Restate the material word for word and leave out anything that is a picture.
— begin —
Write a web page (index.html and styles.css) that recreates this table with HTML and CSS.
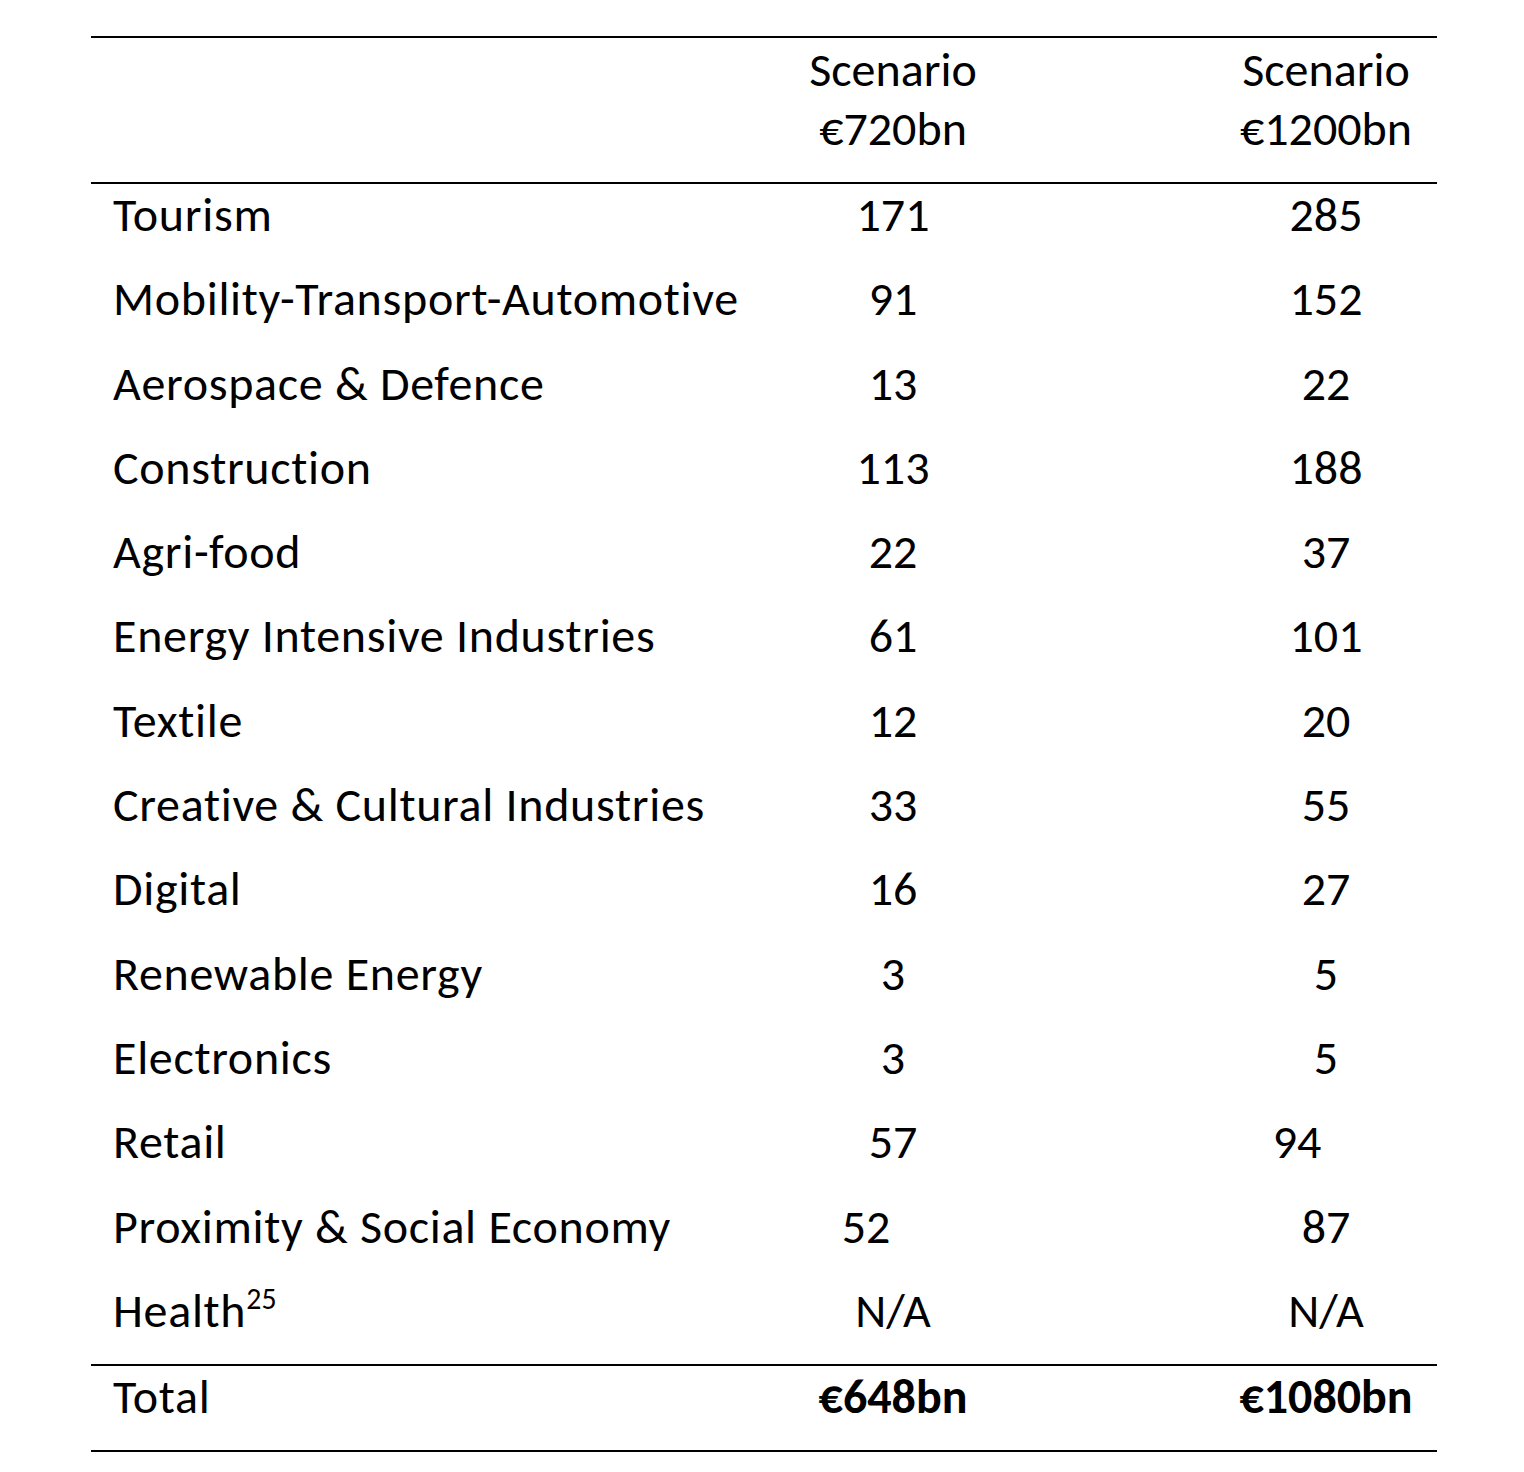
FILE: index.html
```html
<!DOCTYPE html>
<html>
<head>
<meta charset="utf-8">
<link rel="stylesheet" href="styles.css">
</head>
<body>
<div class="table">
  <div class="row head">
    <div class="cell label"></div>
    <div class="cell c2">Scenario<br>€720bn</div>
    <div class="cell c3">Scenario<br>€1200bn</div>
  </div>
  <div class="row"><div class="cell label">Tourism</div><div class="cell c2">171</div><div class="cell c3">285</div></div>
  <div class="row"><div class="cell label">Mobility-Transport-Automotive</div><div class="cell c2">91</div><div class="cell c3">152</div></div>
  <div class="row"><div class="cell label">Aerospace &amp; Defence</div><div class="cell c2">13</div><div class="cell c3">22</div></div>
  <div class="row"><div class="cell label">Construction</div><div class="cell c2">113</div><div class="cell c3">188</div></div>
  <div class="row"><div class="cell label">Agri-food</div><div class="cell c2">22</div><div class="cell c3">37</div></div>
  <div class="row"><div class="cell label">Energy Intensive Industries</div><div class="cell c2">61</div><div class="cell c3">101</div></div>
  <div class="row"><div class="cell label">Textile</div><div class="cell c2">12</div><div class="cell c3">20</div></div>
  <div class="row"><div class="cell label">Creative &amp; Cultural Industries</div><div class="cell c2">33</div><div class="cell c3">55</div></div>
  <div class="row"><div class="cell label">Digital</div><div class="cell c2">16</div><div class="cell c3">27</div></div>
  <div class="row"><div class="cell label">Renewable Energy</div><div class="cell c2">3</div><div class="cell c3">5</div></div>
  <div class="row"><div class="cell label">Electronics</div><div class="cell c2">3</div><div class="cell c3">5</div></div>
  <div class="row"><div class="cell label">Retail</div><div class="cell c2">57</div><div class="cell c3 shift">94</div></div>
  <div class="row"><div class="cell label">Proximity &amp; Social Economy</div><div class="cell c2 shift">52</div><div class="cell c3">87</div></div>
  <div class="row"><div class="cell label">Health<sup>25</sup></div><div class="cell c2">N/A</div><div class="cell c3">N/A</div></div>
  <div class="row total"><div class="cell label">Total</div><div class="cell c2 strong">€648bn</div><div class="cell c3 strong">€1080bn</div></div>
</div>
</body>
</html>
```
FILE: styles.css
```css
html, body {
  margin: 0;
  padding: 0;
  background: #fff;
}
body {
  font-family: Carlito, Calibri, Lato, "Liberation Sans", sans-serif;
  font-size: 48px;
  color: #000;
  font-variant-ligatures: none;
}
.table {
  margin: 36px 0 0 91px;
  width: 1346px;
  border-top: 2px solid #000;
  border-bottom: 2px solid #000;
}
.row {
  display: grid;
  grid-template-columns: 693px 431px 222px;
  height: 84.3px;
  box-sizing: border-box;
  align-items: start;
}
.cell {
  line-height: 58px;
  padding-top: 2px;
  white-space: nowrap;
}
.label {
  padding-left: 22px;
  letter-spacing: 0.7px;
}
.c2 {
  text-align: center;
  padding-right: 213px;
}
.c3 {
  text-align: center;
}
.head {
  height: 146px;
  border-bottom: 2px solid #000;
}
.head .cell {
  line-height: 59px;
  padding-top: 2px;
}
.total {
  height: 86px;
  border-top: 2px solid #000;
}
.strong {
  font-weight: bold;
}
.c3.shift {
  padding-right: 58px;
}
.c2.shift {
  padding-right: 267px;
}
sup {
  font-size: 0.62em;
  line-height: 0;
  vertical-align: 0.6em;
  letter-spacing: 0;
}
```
— end —
▸ REPLY:
Write a web page (index.html and styles.css) that recreates this table with HTML and CSS.
FILE: index.html
```html
<!DOCTYPE html>
<html>
<head>
<meta charset="utf-8">
<link rel="stylesheet" href="styles.css">
</head>
<body>
<div class="table">
  <div class="row head">
    <div class="cell label"></div>
    <div class="cell c2">Scenario<br>€720bn</div>
    <div class="cell c3">Scenario<br>€1200bn</div>
  </div>
  <div class="row"><div class="cell label">Tourism</div><div class="cell c2">171</div><div class="cell c3">285</div></div>
  <div class="row"><div class="cell label">Mobility-Transport-Automotive</div><div class="cell c2">91</div><div class="cell c3">152</div></div>
  <div class="row"><div class="cell label">Aerospace &amp; Defence</div><div class="cell c2">13</div><div class="cell c3">22</div></div>
  <div class="row"><div class="cell label">Construction</div><div class="cell c2">113</div><div class="cell c3">188</div></div>
  <div class="row"><div class="cell label">Agri-food</div><div class="cell c2">22</div><div class="cell c3">37</div></div>
  <div class="row"><div class="cell label">Energy Intensive Industries</div><div class="cell c2">61</div><div class="cell c3">101</div></div>
  <div class="row"><div class="cell label">Textile</div><div class="cell c2">12</div><div class="cell c3">20</div></div>
  <div class="row"><div class="cell label">Creative &amp; Cultural Industries</div><div class="cell c2">33</div><div class="cell c3">55</div></div>
  <div class="row"><div class="cell label">Digital</div><div class="cell c2">16</div><div class="cell c3">27</div></div>
  <div class="row"><div class="cell label">Renewable Energy</div><div class="cell c2">3</div><div class="cell c3">5</div></div>
  <div class="row"><div class="cell label">Electronics</div><div class="cell c2">3</div><div class="cell c3">5</div></div>
  <div class="row"><div class="cell label">Retail</div><div class="cell c2">57</div><div class="cell c3 shift">94</div></div>
  <div class="row"><div class="cell label">Proximity &amp; Social Economy</div><div class="cell c2 shift">52</div><div class="cell c3">87</div></div>
  <div class="row"><div class="cell label">Health<sup>25</sup></div><div class="cell c2">N/A</div><div class="cell c3">N/A</div></div>
  <div class="row total"><div class="cell label">Total</div><div class="cell c2 strong">€648bn</div><div class="cell c3 strong">€1080bn</div></div>
</div>
</body>
</html>
```
FILE: styles.css
```css
html, body {
  margin: 0;
  padding: 0;
  background: #fff;
}
body {
  font-family: Carlito, Calibri, Lato, "Liberation Sans", sans-serif;
  font-size: 48px;
  color: #000;
  font-variant-ligatures: none;
}
.table {
  margin: 36px 0 0 91px;
  width: 1346px;
  border-top: 2px solid #000;
  border-bottom: 2px solid #000;
}
.row {
  display: grid;
  grid-template-columns: 693px 431px 222px;
  height: 84.3px;
  box-sizing: border-box;
  align-items: start;
}
.cell {
  line-height: 58px;
  padding-top: 2px;
  white-space: nowrap;
}
.label {
  padding-left: 22px;
  letter-spacing: 0.7px;
}
.c2 {
  text-align: center;
  padding-right: 213px;
}
.c3 {
  text-align: center;
}
.head {
  height: 146px;
  border-bottom: 2px solid #000;
}
.head .cell {
  line-height: 59px;
  padding-top: 2px;
}
.total {
  height: 86px;
  border-top: 2px solid #000;
}
.strong {
  font-weight: bold;
}
.c3.shift {
  padding-right: 58px;
}
.c2.shift {
  padding-right: 267px;
}
sup {
  font-size: 0.62em;
  line-height: 0;
  vertical-align: 0.6em;
  letter-spacing: 0;
}
```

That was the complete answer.